Saved prompts and history help keep the process organized. If a client likes one version but wants a warmer palette, revise that direction rather than starting over. If a reference image captures the right mood, use it to clarify style, material, or color, but keep the real house photo as the anchor.
When the strongest concept is ready, save it as a facade before-and-after reference with notes about what changed and what stayed. Share that reference with a contractor, painter, siding or window professional, realtor, or client when execution matters.
For broader planning, read AI exterior design from photo and AI exterior home design. When you are ready to test your own exterior online, try RedesAIgn for free with 5 free AI credits and no credit card required. One-time credit packs are available if you need more generations.
FAQ: AI exterior design online
What can AI exterior design online show accurately?
It can help preview visual directions such as paint, siding color, trim contrast, doors, garage treatments, shutters, facade balance, and curb appeal mood on a real home photo. Accuracy improves when the source photo is clear and the prompt preserves fixed exterior details.

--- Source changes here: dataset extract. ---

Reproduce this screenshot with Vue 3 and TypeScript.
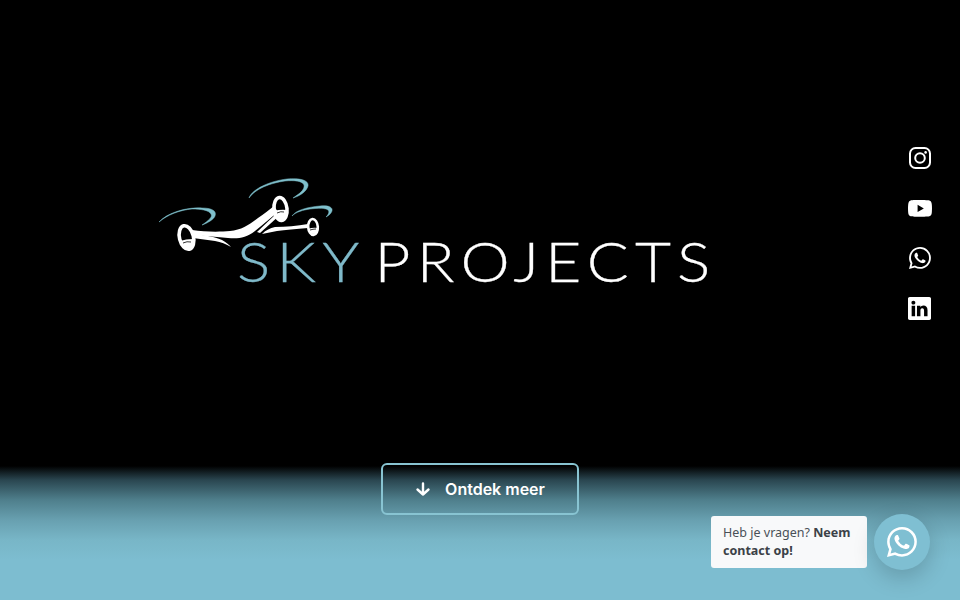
<template>
  <section class="hero">
    <div class="logo">
      <svg class="drone" viewBox="0 0 200 120" width="200" height="120" aria-hidden="true">
        <g fill="#7fc0cc" stroke="#7fc0cc" stroke-width="0.500">
          <path d="M9 52C18 42 38 37 52 38C62 38 67 41 65 46C64 49 58 53 52 55C58 51 63 47 61 44C59 40 50 39 42 39C30 40 17 45 9 52Z" />
          <path d="M99 28C102 19 120 11 137 9C150 8 159 10 158 16C157 21 150 26 143 28C149 24 155 20 154 15C153 11 144 10 135 11C120 13 105 19 99 28Z" />
          <path d="M142 46C146 40 158 37 170 36C178 35 183 37 182 41C181 44 178 46 176 47C178 45 180 42 178 40C176 38 168 38 160 39C153 40 146 42 142 46Z" />
        </g>
        <g fill="#fff">
          <path d="M42 60C55 62 70 62 80 61C92 60 100 54 108 48C114 44 119 40 124 36L128 42C120 48 113 55 105 61C96 68 88 69 78 68C68 67 55 66 43 65Z" />
          <path d="M43 64C54 65 66 67 72 70C76 72 79 75 81 77C76 74 71 72 65 71C58 70 50 69 43 68Z" />
          <path d="M107 62L127 43L130 45L110 63Z" />
          <path d="M112 64C116 60 120 58 125 57C136 57 147 56 158 54L158 58C146 59 135 60 127 61C122 62 117 63 112 64Z" />
        </g>
        <g fill="none" stroke="#fff">
          <ellipse cx="36.500" cy="67.500" rx="7" ry="12" stroke-width="3.600" transform="rotate(-14 36.500 67.500)" />
          <ellipse cx="130.500" cy="39" rx="6.500" ry="11.500" stroke-width="3.600" transform="rotate(-6 130.500 39)" />
          <ellipse cx="163" cy="57" rx="4.800" ry="8" stroke-width="2.600" transform="rotate(-4 163 57)" />
        </g>
        <g fill="#fff">
          <path d="M30 71Q36 69 43 69Q44 79 38 79Q32 80 30 71Z" />
          <path d="M124 41Q131 39 137 40Q137 50 131 50Q125 50 124 41Z" />
          <path d="M158 59Q163 57 168 58Q168 64 163 64Q159 64 158 59Z" />
        </g>
        <g fill="none" stroke="#000" stroke-width="0.800">
          <path d="M33 73Q37 71 41 72" />
          <path d="M127 43Q131 41 134 42" />
          <path d="M160 60Q163 59 166 59" />
        </g>
      </svg>
      <h1 class="wordmark"><span class="sky">SKY</span> <span>PROJECTS</span></h1>
    </div>

    <a class="more" href="#">
      <svg viewBox="0 0 16 16" width="16" height="16" fill="none" stroke="#fff" stroke-width="2.400" stroke-linecap="round" stroke-linejoin="round" aria-hidden="true">
        <path d="M8 2.500V13.500M2.500 8.500L8 13.500L13.500 8.500" />
      </svg>
      <span>Ontdek meer</span>
    </a>

    <nav class="socials">
      <a href="#" aria-label="Instagram">
        <svg viewBox="0 0 24 24" width="24" height="24" fill="none" stroke="#fff" stroke-width="2">
          <rect x="2" y="2" width="20" height="20" rx="5.500" />
          <circle cx="12" cy="12" r="4.800" />
          <circle cx="17.600" cy="6.400" r="1.300" fill="#fff" stroke="none" />
        </svg>
      </a>
      <a href="#" aria-label="YouTube">
        <svg class="yt" viewBox="0 0 16 16" width="24" height="24" fill="#fff">
          <path d="M8.051 1.999h.089c.822.003 4.987.033 6.11.335a2.01 2.01 0 0 1 1.415 1.42c.101.38.172.883.22 1.402l.01.104.022.26.008.104c.065.914.073 1.77.074 1.957v.075c-.001.194-.01 1.108-.082 2.06l-.008.105-.009.104c-.05.572-.124 1.14-.235 1.558a2.007 2.007 0 0 1-1.415 1.42c-1.16.312-5.569.334-6.18.335h-.142c-.309 0-1.587-.006-2.927-.052l-.17-.006-.087-.004-.171-.007-.171-.007c-1.11-.049-2.167-.128-2.654-.26a2.007 2.007 0 0 1-1.415-1.419c-.111-.417-.185-.986-.235-1.558L.09 9.820l-.008-.104A31.4 31.4 0 0 1 0 7.680v-.123c.002-.215.01-.958.064-1.778l.007-.103.003-.052.008-.104.022-.26.01-.104c.048-.519.119-1.023.22-1.402a2.007 2.007 0 0 1 1.415-1.42c.487-.13 1.544-.21 2.654-.26l.17-.007.172-.006.086-.003.171-.007A99.788 99.788 0 0 1 7.858 2h.193zM6.400 5.209v4.818l4.157-2.408L6.400 5.209z" />
        </svg>
      </a>
      <a href="#" aria-label="WhatsApp">
        <svg viewBox="0 0 16 16" width="22" height="22" fill="#fff">
          <path :d="whatsapp" />
        </svg>
      </a>
      <a href="#" aria-label="LinkedIn">
        <svg class="in" viewBox="0 0 16 16" width="23" height="23" fill="#fff">
          <path d="M0 1.146C0 .513.526 0 1.175 0h13.650C15.474 0 16 .513 16 1.146v13.708c0 .633-.526 1.146-1.175 1.146H1.175C.526 16 0 15.487 0 14.854V1.146zm4.943 12.248V6.169H2.542v7.225h2.401zm-1.200-8.212c.837 0 1.358-.554 1.358-1.248-.015-.709-.52-1.248-1.342-1.248-.822 0-1.359.54-1.359 1.248 0 .694.521 1.248 1.327 1.248h.016zm4.908 8.212V9.359c0-.216.016-.432.08-.586.173-.431.568-.878 1.232-.878.869 0 1.216.662 1.216 1.634v3.865h2.401V9.250c0-2.220-1.184-3.252-2.764-3.252-1.274 0-1.845.7-2.165 1.193v.025h-.016a5.540 5.540 0 0 1 .016-.025V6.169h-2.400c.03.678 0 7.225 0 7.225h2.400z" />
        </svg>
      </a>
    </nav>

    <div class="chat">
      <p class="bubble">Heb je vragen? <b>Neem</b><br /><b>contact op!</b></p>
      <button class="chat-btn" type="button" aria-label="WhatsApp">
        <svg viewBox="0 0 16 16" width="30" height="30" fill="#fff">
          <path :d="whatsapp" />
        </svg>
      </button>
    </div>
  </section>
</template>

<script setup lang="ts">
const whatsapp =
  'M13.601 2.326A7.854 7.854 0 0 0 7.994 0C3.627 0 .068 3.558.064 7.926c0 1.399.366 2.760 1.057 3.965L0 16l4.204-1.102a7.933 7.933 0 0 0 3.790.965h.004c4.368 0 7.926-3.558 7.930-7.930A7.898 7.898 0 0 0 13.600 2.326zM7.994 14.521a6.573 6.573 0 0 1-3.356-.92l-.24-.144-2.494.654.666-2.433-.156-.251a6.560 6.560 0 0 1-1.007-3.505c0-3.626 2.957-6.584 6.591-6.584a6.560 6.560 0 0 1 4.660 1.931 6.557 6.557 0 0 1 1.928 4.660c-.004 3.639-2.961 6.592-6.592 6.592zm3.615-4.934c-.197-.099-1.170-.578-1.353-.646-.182-.065-.315-.099-.445.099-.133.197-.513.646-.627.775-.114.133-.232.148-.43.05-.197-.1-.836-.308-1.592-.985-.59-.525-.985-1.175-1.103-1.372-.114-.198-.011-.304.088-.403.087-.088.197-.232.296-.346.1-.114.133-.198.198-.33.065-.134.034-.248-.015-.347-.05-.099-.445-1.076-.612-1.470-.16-.389-.323-.335-.445-.34-.114-.007-.247-.007-.38-.007a.729.729 0 0 0-.529.247c-.182.198-.691.677-.691 1.654 0 .977.71 1.916.81 2.049.098.133 1.394 2.132 3.383 2.992.47.205.84.326 1.129.418.475.152.904.129 1.246.08.38-.058 1.171-.48 1.338-.943.164-.464.164-.86.114-.943-.049-.084-.182-.133-.38-.232z'
</script>

<style>
html,
body {
  margin: 0;
  background: #000;
}
</style>

<style scoped>
.hero {
  position: relative;
  display: flex;
  flex-direction: column;
  height: 600px;
  overflow: hidden;
  background: linear-gradient(180deg, #000 0, #000 466px, #2a4650 480px, #4f7f8c 500px, #68a0b0 520px, #78b6c7 540px, #7dbdd0 560px, #7dbdd0 600px);
}

.logo {
  position: relative;
  margin: 229px 0 0 237px;
  height: 60px;
}

.drone {
  position: absolute;
  left: -87px;
  top: -59px;
}

.wordmark {
  margin: 0;
  font: 300 55.500px/64px Lato, "Open Sans", sans-serif;
  letter-spacing: 5.600px;
  word-spacing: -10.500px;
  color: #fff;
  white-space: nowrap;
  -webkit-text-stroke: 0.3px currentColor;
  transform: scaleX(1.12);
  transform-origin: left center;
}

.sky {
  color: #7fb9c9;
}

.more {
  display: flex;
  align-items: center;
  justify-content: center;
  gap: 14px;
  align-self: center;
  box-sizing: border-box;
  width: 198px;
  height: 52px;
  margin-top: auto;
  margin-bottom: 85px;
  border: 2px solid #88c4d2;
  border-radius: 6px;
  font: 600 16px Inter, Roboto, sans-serif;
  color: #fff;
  text-decoration: none;
}

.socials {
  position: absolute;
  top: 133px;
  right: 28px;
  display: flex;
  flex-direction: column;
}

.socials a {
  display: flex;
  align-items: center;
  justify-content: center;
  width: 24px;
  height: 50px;
}

.yt {
  margin-top: 1px;
}

.in {
  margin-right: 1px;
}

.chat {
  position: absolute;
  right: 30px;
  bottom: 30px;
  display: flex;
  align-items: center;
  gap: 7px;
}

.bubble {
  box-sizing: border-box;
  width: 156px;
  margin: 0;
  padding: 8px 10px 8px 12px;
  background: #f8f9fa;
  border-radius: 3px;
  font: 12.500px/18px "Noto Sans", sans-serif;
  color: #495057;
}

.bubble b {
  color: #3b4147;
}

.chat-btn {
  display: flex;
  align-items: center;
  justify-content: center;
  width: 56px;
  height: 56px;
  padding: 0;
  border: 0;
  border-radius: 50%;
  background: #7fbfd2;
  box-shadow: 0 8px 22px rgba(0, 0, 0, 0.18);
}
</style>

What still needs professional review?
Samples, measurements, product selection, material compatibility, installation details, structural changes, HOA approval, permitting, repairs, and quotes still need real-world confirmation. Use the image to clarify direction, not to replace technical review.
How should I use the selected concept?
Turn it into a simple brief: what stays, what changes, which style or color family looks best, what needs sampling, and which contractor or stakeholder should review it next.